### Source data
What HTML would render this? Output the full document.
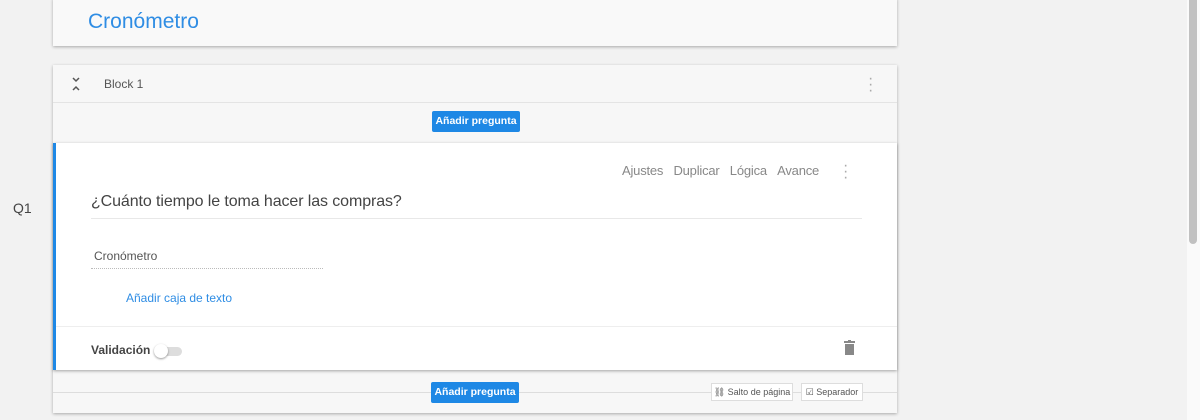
<!DOCTYPE html><html><head><style>
body{margin:0;width:1200px;height:420px;background:#f2f2f2;font-family:"Liberation Sans",sans-serif;position:relative;overflow:hidden}
.a{position:absolute}
.btn{position:absolute;background:#1e88e5;color:#fff;font-size:10.5px;font-weight:bold;border-radius:2px;text-align:center;line-height:21px;width:88px;height:21px}
</style></head><body>
<div class="a" style="left:53px;top:-2px;width:844px;height:48px;background:#f9f9f9;box-shadow:0 1px 3px rgba(0,0,0,.3)"></div>
<div class="a" style="left:88px;top:10px;font-size:21px;color:#2f8de4">Cronómetro</div>
<div class="a" style="left:53px;top:65px;width:844px;height:348px;background:#f7f7f7;box-shadow:0 1px 3px rgba(0,0,0,.3)"></div>
<div class="a" style="left:53px;top:102px;width:844px;height:1px;background:#e4e4e4"></div>
<svg class="a" style="left:71px;top:77px" width="10" height="14" viewBox="0 0 10 14"><path d="M2 1l3 3 3-3M2 13l3-3 3 3" fill="none" stroke="#555" stroke-width="1.5"/></svg>
<div class="a" style="left:104px;top:77px;font-size:12px;color:#555">Block 1</div>
<div class="a" style="left:868px;top:76px;color:#aaa;font-size:16px;line-height:6px">·<br>·<br>·</div>
<div class="btn" style="left:432px;top:111px">Añadir pregunta</div>
<div class="a" style="left:53px;top:143px;width:844px;height:227px;background:#fff;border-left:3px solid #1e88e5;box-sizing:border-box;box-shadow:0 1px 3px rgba(0,0,0,.35)"></div>
<div class="a" style="left:622px;top:163px;font-size:13px;color:#888;letter-spacing:-0.2px">Ajustes&nbsp;&nbsp;&nbsp;Duplicar&nbsp;&nbsp;&nbsp;Lógica&nbsp;&nbsp;&nbsp;Avance</div>
<div class="a" style="left:843px;top:163px;color:#aaa;font-size:16px;line-height:6px">·<br>·<br>·</div>
<div class="a" style="left:91px;top:193px;font-size:16px;color:#444;letter-spacing:-0.1px">¿Cuánto tiempo le toma hacer las compras?</div>
<div class="a" style="left:91px;top:218px;width:771px;height:1px;background:#e8e8e8"></div>
<div class="a" style="left:13px;top:200px;font-size:14px;color:#444">Q1</div>
<div class="a" style="left:94px;top:249px;font-size:12px;color:#555">Cronómetro</div>
<div class="a" style="left:91px;top:268px;width:232px;border-top:1px dotted #bbb"></div>
<div class="a" style="left:126px;top:291px;font-size:12px;color:#2f8de4">Añadir caja de texto</div>
<div class="a" style="left:56px;top:326px;width:841px;height:1px;background:#eee"></div>
<div class="a" style="left:91px;top:343px;font-size:12px;font-weight:bold;color:#444">Validación</div>
<div class="a" style="left:157px;top:347px;width:25px;height:9px;border-radius:5px;background:#ddd"></div>
<div class="a" style="left:154px;top:344px;width:14px;height:14px;border-radius:50%;background:#fff;box-shadow:0 1px 2px rgba(0,0,0,.4)"></div>
<svg class="a" style="left:843px;top:340px" width="13" height="15" viewBox="0 0 13 15"><rect x="1" y="1" width="11" height="2" fill="#888"/><rect x="5" y="0" width="3" height="2" fill="#888"/><rect x="2" y="4" width="9" height="11" fill="#888"/></svg>
<div class="a" style="left:53px;top:392px;width:844px;height:1px;background:#ddd"></div>
<div class="btn" style="left:431px;top:382px">Añadir pregunta</div>
<div class="a" style="left:711px;top:383px;height:16px;width:80px;background:#fff;border:1px solid #ddd;font-size:9px;color:#555;line-height:16px;text-align:center">⛓ Salto de página</div>
<div class="a" style="left:801px;top:383px;height:16px;width:60px;background:#fff;border:1px solid #ddd;font-size:9px;color:#555;line-height:16px;text-align:center">☑ Separador</div>
<div class="a" style="left:1187px;top:0;width:13px;height:420px;background:#fafafa"></div>
<div class="a" style="left:1189px;top:-4px;width:8px;height:248px;border-radius:4px;background:#c1c1c1"></div>
</body></html>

### Instruction
Repeat all the data as it stands, dropping any images it holds.

### Task output
What HTML would render this? Output the full document.
<!DOCTYPE html><html><head><style>
body{margin:0;width:1200px;height:420px;background:#f2f2f2;font-family:"Liberation Sans",sans-serif;position:relative;overflow:hidden}
.a{position:absolute}
.btn{position:absolute;background:#1e88e5;color:#fff;font-size:10.5px;font-weight:bold;border-radius:2px;text-align:center;line-height:21px;width:88px;height:21px}
</style></head><body>
<div class="a" style="left:53px;top:-2px;width:844px;height:48px;background:#f9f9f9;box-shadow:0 1px 3px rgba(0,0,0,.3)"></div>
<div class="a" style="left:88px;top:10px;font-size:21px;color:#2f8de4">Cronómetro</div>
<div class="a" style="left:53px;top:65px;width:844px;height:348px;background:#f7f7f7;box-shadow:0 1px 3px rgba(0,0,0,.3)"></div>
<div class="a" style="left:53px;top:102px;width:844px;height:1px;background:#e4e4e4"></div>
<svg class="a" style="left:71px;top:77px" width="10" height="14" viewBox="0 0 10 14"><path d="M2 1l3 3 3-3M2 13l3-3 3 3" fill="none" stroke="#555" stroke-width="1.5"/></svg>
<div class="a" style="left:104px;top:77px;font-size:12px;color:#555">Block 1</div>
<div class="a" style="left:868px;top:76px;color:#aaa;font-size:16px;line-height:6px">·<br>·<br>·</div>
<div class="btn" style="left:432px;top:111px">Añadir pregunta</div>
<div class="a" style="left:53px;top:143px;width:844px;height:227px;background:#fff;border-left:3px solid #1e88e5;box-sizing:border-box;box-shadow:0 1px 3px rgba(0,0,0,.35)"></div>
<div class="a" style="left:622px;top:163px;font-size:13px;color:#888;letter-spacing:-0.2px">Ajustes&nbsp;&nbsp;&nbsp;Duplicar&nbsp;&nbsp;&nbsp;Lógica&nbsp;&nbsp;&nbsp;Avance</div>
<div class="a" style="left:843px;top:163px;color:#aaa;font-size:16px;line-height:6px">·<br>·<br>·</div>
<div class="a" style="left:91px;top:193px;font-size:16px;color:#444;letter-spacing:-0.1px">¿Cuánto tiempo le toma hacer las compras?</div>
<div class="a" style="left:91px;top:218px;width:771px;height:1px;background:#e8e8e8"></div>
<div class="a" style="left:13px;top:200px;font-size:14px;color:#444">Q1</div>
<div class="a" style="left:94px;top:249px;font-size:12px;color:#555">Cronómetro</div>
<div class="a" style="left:91px;top:268px;width:232px;border-top:1px dotted #bbb"></div>
<div class="a" style="left:126px;top:291px;font-size:12px;color:#2f8de4">Añadir caja de texto</div>
<div class="a" style="left:56px;top:326px;width:841px;height:1px;background:#eee"></div>
<div class="a" style="left:91px;top:343px;font-size:12px;font-weight:bold;color:#444">Validación</div>
<div class="a" style="left:157px;top:347px;width:25px;height:9px;border-radius:5px;background:#ddd"></div>
<div class="a" style="left:154px;top:344px;width:14px;height:14px;border-radius:50%;background:#fff;box-shadow:0 1px 2px rgba(0,0,0,.4)"></div>
<svg class="a" style="left:843px;top:340px" width="13" height="15" viewBox="0 0 13 15"><rect x="1" y="1" width="11" height="2" fill="#888"/><rect x="5" y="0" width="3" height="2" fill="#888"/><rect x="2" y="4" width="9" height="11" fill="#888"/></svg>
<div class="a" style="left:53px;top:392px;width:844px;height:1px;background:#ddd"></div>
<div class="btn" style="left:431px;top:382px">Añadir pregunta</div>
<div class="a" style="left:711px;top:383px;height:16px;width:80px;background:#fff;border:1px solid #ddd;font-size:9px;color:#555;line-height:16px;text-align:center">⛓ Salto de página</div>
<div class="a" style="left:801px;top:383px;height:16px;width:60px;background:#fff;border:1px solid #ddd;font-size:9px;color:#555;line-height:16px;text-align:center">☑ Separador</div>
<div class="a" style="left:1187px;top:0;width:13px;height:420px;background:#fafafa"></div>
<div class="a" style="left:1189px;top:-4px;width:8px;height:248px;border-radius:4px;background:#c1c1c1"></div>
</body></html>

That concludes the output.